In [1]:
import gymnasium as gym
import torch
import torch.nn as nn
from hydra import initialize, compose
from hydra.core.global_hydra import GlobalHydra
from torchvision import transforms

from gridverse_torch_featureextractors.gridversefeatureextractor import GridVerseFeatureExtractor
from gridverse_utils.custom_gridverse_env import register_custom_functions
from gridverse_utils.gridversemaker import WorldMaker
import tree
import numpy as np

register_custom_functions()

In [2]:
# import wandb
# 
# wandb.init(project="self-supervised-memory-reactive")

In [3]:
GlobalHydra.instance().clear()
initialize(config_path="./config/hydra_conf", version_base=None)
cfg = compose(config_name="config")

In [4]:
def numpy_dict_to_tensor(data):
    return {k: torch.as_tensor(v) for k, v in data.items()}


In [5]:
from gym_gridverse.action import Action


def collect_episodes(env, num_episodes, max_step_len):
    episodes = []
    returns = []
    last_num_episodes = 0

    while len(episodes) < num_episodes:
        episode = [numpy_dict_to_tensor(env.reset()[0])]
        epi_return = 0

        for i in range(max_step_len - 1):
            #random action
            action = world.action_space.sample()
            obs, reward, terminated, truncated, info = env.step(action)
            # obs = numpy_dict_to_tensor(obs)
            episode.append(obs)
            epi_return += reward

            if terminated or truncated:
                break
        if terminated and not truncated:
            # repeat last observation so that all episodes have max_step_len
            last_obs = episode[-1]
            while len(episode) < max_step_len:
                episode.append(last_obs)

            episode = tree.map_structure(lambda *steps_: np.stack(steps_, axis=0), *episode)

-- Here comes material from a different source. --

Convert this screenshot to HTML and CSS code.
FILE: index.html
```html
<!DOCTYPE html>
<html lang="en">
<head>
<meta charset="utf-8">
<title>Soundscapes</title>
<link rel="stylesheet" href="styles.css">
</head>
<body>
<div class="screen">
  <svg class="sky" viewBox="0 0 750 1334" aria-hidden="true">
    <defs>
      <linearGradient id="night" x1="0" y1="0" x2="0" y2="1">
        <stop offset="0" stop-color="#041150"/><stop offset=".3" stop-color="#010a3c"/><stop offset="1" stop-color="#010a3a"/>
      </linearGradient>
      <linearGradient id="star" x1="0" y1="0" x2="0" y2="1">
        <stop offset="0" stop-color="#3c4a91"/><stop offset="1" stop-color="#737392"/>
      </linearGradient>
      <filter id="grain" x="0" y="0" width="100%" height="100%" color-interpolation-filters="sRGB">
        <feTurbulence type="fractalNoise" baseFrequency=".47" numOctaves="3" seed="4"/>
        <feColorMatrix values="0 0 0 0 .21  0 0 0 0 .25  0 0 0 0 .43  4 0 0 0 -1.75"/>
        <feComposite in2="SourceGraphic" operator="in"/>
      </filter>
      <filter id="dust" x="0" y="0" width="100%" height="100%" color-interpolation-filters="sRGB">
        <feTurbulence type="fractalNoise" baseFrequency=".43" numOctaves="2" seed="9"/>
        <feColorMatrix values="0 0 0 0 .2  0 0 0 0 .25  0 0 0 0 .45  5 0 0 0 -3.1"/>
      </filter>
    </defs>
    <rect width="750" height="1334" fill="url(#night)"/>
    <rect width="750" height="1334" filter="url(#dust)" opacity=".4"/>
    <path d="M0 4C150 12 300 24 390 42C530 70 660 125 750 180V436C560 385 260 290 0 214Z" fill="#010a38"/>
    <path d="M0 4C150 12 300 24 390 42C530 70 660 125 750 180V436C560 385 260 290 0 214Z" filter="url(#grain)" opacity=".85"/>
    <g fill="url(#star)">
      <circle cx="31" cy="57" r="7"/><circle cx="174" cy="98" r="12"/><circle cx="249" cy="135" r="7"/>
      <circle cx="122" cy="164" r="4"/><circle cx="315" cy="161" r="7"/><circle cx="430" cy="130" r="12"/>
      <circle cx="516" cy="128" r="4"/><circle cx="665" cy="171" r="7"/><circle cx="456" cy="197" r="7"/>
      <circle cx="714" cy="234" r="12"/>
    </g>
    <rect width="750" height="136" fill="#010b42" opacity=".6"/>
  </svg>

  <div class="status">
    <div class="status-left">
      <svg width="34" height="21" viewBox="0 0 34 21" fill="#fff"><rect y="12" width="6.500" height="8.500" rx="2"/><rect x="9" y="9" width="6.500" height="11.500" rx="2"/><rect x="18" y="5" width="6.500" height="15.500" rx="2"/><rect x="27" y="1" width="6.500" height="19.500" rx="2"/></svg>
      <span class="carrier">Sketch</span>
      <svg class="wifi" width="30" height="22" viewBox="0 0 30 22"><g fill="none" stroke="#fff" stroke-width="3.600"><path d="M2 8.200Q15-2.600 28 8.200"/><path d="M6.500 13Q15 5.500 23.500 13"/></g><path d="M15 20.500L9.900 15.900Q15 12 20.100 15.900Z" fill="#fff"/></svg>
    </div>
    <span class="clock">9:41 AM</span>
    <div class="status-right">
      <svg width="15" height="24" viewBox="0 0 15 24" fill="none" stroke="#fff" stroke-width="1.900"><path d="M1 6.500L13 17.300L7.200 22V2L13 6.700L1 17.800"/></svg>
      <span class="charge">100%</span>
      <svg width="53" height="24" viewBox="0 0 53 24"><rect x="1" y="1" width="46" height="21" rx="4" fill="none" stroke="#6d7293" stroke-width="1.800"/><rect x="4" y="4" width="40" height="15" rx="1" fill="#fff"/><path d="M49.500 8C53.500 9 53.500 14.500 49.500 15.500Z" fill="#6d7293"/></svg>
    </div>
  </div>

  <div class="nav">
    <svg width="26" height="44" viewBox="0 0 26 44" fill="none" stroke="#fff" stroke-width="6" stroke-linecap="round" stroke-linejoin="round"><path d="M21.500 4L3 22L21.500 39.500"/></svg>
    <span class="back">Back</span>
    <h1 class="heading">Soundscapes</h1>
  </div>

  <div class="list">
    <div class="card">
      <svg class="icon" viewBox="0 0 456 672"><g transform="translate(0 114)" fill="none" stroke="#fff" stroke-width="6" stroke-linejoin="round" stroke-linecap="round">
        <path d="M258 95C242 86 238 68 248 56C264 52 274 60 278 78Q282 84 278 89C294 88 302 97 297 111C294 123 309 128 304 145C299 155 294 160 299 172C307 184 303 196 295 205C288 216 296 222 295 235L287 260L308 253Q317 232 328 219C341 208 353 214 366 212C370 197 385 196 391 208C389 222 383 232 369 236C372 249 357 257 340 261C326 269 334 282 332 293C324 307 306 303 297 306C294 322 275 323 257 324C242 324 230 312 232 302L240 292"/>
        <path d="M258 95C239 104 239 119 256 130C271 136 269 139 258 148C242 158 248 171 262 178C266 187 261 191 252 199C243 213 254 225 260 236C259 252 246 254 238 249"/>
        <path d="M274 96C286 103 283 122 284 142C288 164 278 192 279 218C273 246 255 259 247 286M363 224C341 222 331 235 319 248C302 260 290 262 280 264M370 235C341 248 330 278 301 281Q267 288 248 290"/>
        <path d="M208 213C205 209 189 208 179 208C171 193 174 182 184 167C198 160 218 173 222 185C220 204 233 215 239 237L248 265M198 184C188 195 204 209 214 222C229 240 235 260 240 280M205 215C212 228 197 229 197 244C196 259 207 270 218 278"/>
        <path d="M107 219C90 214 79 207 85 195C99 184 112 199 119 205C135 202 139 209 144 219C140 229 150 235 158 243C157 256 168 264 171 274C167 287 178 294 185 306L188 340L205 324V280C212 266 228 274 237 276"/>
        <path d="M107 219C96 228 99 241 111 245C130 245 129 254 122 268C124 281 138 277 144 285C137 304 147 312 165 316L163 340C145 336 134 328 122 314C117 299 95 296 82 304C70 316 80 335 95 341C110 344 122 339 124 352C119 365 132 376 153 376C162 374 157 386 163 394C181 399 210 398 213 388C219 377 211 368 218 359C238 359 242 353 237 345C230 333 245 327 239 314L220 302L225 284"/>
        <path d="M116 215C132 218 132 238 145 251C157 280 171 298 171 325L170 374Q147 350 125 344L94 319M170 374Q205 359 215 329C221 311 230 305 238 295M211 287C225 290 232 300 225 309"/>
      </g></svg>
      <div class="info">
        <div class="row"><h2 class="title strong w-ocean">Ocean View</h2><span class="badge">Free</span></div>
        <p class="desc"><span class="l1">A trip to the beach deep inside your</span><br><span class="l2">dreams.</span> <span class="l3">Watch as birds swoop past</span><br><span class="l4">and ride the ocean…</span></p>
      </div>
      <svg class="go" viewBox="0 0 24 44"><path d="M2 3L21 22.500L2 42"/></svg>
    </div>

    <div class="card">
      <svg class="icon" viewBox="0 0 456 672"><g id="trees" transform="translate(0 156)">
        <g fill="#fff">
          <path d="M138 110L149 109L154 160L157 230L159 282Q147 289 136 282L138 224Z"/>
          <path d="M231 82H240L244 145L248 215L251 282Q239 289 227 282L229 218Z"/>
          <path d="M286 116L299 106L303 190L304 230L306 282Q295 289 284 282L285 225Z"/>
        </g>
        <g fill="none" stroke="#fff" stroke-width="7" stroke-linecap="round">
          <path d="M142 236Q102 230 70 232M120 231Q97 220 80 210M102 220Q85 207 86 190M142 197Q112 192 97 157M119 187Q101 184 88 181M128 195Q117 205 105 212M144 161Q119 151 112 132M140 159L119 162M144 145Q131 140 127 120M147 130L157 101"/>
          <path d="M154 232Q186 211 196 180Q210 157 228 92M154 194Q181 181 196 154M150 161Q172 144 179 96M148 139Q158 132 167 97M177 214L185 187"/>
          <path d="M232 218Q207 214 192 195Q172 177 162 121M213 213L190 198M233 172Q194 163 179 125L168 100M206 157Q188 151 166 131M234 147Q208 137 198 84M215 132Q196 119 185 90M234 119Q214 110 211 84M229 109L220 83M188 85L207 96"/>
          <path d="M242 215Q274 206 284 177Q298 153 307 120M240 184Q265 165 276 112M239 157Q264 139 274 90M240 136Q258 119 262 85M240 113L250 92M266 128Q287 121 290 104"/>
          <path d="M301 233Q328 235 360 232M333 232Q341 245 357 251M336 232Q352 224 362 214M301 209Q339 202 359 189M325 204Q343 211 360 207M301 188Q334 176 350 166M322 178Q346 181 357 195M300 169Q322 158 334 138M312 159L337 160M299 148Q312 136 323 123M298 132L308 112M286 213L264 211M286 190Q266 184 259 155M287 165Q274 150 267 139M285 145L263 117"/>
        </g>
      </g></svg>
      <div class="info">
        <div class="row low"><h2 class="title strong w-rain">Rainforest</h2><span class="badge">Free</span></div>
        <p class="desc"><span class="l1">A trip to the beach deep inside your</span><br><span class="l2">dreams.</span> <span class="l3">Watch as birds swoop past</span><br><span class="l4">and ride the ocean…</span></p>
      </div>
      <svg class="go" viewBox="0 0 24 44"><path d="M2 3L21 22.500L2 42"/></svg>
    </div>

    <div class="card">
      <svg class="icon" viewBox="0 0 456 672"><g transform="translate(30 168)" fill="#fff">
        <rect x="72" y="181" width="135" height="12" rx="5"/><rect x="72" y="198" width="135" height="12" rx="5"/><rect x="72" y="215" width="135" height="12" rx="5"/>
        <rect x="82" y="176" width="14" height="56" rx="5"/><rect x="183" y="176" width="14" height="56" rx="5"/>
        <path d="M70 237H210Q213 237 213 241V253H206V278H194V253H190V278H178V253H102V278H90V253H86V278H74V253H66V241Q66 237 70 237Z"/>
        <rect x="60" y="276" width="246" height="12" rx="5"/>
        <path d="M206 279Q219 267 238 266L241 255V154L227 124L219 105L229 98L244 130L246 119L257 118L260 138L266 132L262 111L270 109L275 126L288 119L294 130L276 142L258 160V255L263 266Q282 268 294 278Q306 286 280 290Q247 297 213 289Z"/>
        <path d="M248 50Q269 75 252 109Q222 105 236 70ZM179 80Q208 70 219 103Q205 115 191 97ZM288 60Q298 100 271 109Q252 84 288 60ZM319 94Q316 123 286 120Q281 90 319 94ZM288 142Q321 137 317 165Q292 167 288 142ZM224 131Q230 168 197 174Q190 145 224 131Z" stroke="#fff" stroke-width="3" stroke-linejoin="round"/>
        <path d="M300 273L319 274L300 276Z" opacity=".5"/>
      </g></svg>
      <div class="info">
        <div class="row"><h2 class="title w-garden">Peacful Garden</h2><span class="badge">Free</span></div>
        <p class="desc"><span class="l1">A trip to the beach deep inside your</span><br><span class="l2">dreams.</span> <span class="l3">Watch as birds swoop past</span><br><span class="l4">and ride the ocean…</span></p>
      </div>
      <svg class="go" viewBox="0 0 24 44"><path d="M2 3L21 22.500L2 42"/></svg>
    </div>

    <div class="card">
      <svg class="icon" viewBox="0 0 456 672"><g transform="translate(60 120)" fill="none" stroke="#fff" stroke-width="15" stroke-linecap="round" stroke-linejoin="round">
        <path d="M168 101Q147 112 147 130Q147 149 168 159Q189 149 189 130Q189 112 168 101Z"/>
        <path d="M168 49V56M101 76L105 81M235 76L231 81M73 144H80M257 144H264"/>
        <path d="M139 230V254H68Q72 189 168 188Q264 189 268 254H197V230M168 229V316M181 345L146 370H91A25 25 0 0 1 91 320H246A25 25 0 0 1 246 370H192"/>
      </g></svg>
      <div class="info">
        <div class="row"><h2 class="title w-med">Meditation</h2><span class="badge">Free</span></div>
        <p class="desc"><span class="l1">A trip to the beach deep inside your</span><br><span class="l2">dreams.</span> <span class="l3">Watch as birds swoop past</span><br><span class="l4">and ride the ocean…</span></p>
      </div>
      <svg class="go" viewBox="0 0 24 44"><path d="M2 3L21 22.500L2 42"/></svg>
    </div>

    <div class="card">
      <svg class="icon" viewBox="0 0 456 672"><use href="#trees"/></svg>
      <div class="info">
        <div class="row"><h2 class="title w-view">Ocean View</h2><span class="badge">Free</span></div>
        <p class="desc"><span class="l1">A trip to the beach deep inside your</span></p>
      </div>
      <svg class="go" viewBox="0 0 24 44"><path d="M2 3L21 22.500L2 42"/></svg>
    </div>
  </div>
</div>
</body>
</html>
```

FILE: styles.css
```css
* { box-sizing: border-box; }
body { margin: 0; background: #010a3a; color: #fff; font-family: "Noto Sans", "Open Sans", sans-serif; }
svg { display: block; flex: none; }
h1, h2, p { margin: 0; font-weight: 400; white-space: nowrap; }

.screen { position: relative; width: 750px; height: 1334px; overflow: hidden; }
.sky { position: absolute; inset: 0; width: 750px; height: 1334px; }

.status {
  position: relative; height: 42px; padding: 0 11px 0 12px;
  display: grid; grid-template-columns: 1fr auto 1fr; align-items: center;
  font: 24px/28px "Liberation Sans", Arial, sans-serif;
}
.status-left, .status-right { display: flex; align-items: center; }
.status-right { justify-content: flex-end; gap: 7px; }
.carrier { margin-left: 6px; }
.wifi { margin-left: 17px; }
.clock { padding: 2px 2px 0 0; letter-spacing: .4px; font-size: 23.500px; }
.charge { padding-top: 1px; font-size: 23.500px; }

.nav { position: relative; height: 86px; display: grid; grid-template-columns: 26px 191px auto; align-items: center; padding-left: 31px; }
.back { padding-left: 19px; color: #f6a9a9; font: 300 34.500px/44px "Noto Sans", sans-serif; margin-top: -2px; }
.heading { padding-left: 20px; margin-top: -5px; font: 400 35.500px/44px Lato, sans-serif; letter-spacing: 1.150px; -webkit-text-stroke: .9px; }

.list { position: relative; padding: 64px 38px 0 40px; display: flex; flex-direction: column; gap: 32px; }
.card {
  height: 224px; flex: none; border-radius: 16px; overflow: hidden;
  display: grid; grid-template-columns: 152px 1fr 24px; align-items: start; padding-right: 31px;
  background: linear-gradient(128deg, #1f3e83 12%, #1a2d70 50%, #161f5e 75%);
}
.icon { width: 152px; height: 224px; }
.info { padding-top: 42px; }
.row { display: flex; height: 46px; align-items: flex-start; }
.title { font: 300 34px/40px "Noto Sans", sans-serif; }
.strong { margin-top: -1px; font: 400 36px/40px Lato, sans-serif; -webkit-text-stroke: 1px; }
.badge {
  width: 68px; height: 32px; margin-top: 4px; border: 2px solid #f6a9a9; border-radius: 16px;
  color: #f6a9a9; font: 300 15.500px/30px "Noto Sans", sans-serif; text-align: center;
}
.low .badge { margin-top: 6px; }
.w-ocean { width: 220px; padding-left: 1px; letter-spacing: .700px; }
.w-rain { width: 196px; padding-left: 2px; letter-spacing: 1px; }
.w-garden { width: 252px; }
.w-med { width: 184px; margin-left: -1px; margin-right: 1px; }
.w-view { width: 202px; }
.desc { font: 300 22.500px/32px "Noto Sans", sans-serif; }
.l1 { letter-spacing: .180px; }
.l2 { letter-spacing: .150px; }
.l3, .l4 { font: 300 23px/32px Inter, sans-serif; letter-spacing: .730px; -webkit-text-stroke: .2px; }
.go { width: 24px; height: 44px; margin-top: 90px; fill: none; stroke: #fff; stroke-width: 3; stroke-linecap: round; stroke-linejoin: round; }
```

            episodes.append(episode)
            # Assumes that positive return means agent reached good exit otherwise it reached bad exit
            # label 1 means good exit, 0 means bad exit
            returns.append(1.0 if epi_return > 0 else 0.0)

        if len(episodes) % 100 == 0 and len(episodes) > last_num_episodes:
            print(f"\tCollected{len(episodes)}")
            last_num_episodes = len(episodes)

    episodes = tree.map_structure(lambda *episodes_: np.stack(episodes_, axis=0), *episodes)
    returns = np.stack(returns, axis=0)
    return episodes, returns


In [6]:
# episodes = tree.map_structure(lambda *episodes_: torch.stack(episodes_, dim=0), *episodes)

In [7]:
from gridverse_torch_featureextractors.stacked.transformerencoder import generate_square_subsequent_mask
from torch.nn import TransformerEncoderLayer, TransformerEncoder


class ReturnPredictorFromSequence(nn.modules.Module):

    def __init__(self, observation_space: gym.spaces.Dict, config: dict):
        super().__init__()

        self.gridverse_feature_extractor = GridVerseFeatureExtractor(observation_space, config.encoder)
        self.feature_dim = config.encoder.grid_encoder.output_dim + \
                           config.encoder.agent_id_encoder.output_dim + \
                           config.encoder.items_encoder.layers[-1]
        self.rnn_hidden_dim = config.lstm_cell_size
        self.rnn = nn.LSTM(input_size=self.feature_dim, hidden_size=self.rnn_hidden_dim, batch_first=True)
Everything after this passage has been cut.